Since bytecode manipulation became widespread on mobile platforms, many app architectures have adopted it. The most typical example is IoC frameworks built with the Service Locator pattern. These frameworks all share a similar approach: the less elegant ones use reflection to instantiate objects, while the better ones use apt to generate Factory code. But they all face the same problem – they need a static mapping (registry) to resolve implementations from interfaces, and this registry is typically generated at compile time through bytecode manipulation.

Not Testable

If you’ve never written unit tests on top of such frameworks, you might not see the problem. To make it concrete, let’s first look at how an App is built and run versus how Local UT (local unit tests) are built and run.

Local UT Build and Run

App Build and Run

See the problem?

Transform logic does not execute in the Local UT environment!!!

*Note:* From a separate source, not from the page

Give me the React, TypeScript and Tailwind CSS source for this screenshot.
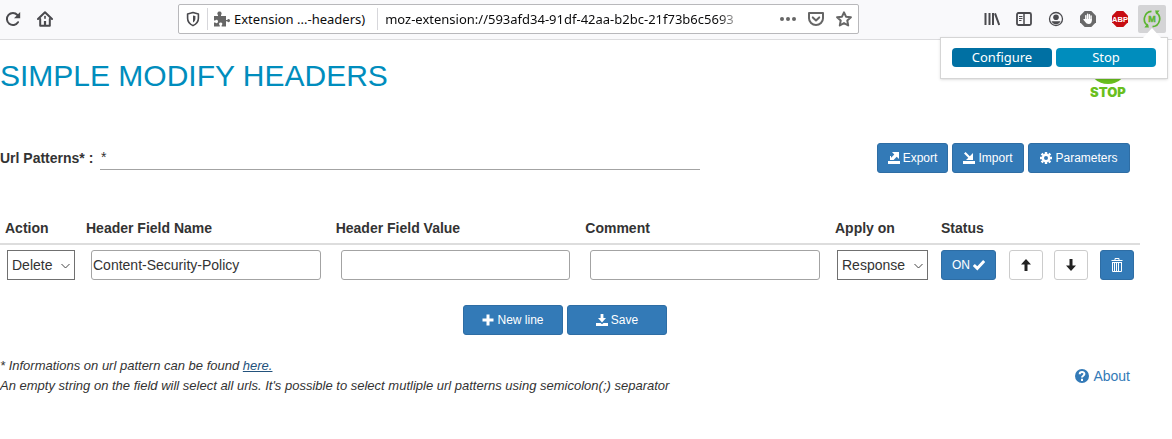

If the IoC framework’s static mapping (registry) is generated during Transform, then we’re in trouble.

That’s right – Transform plays no part when running Local UT. So how do we solve this?

Making It Testable

Since Local UT doesn’t execute Transform, we have to take matters into our own hands: make Local UT execute Transform logic at runtime. But here’s the catch – AGP‘s native Transform API depends on AGP itself. How do you run AGP in a Local UT environment?

The answer: give up on that path and switch to Booster Transformer!

Why does Booster Transformer work?

Because Booster‘s Transformer was designed to be decoupled from AGP from the start! Now you can see the brilliance of Booster‘s design.

OK, but how does Booster Transformer actually implement Runtime Transform?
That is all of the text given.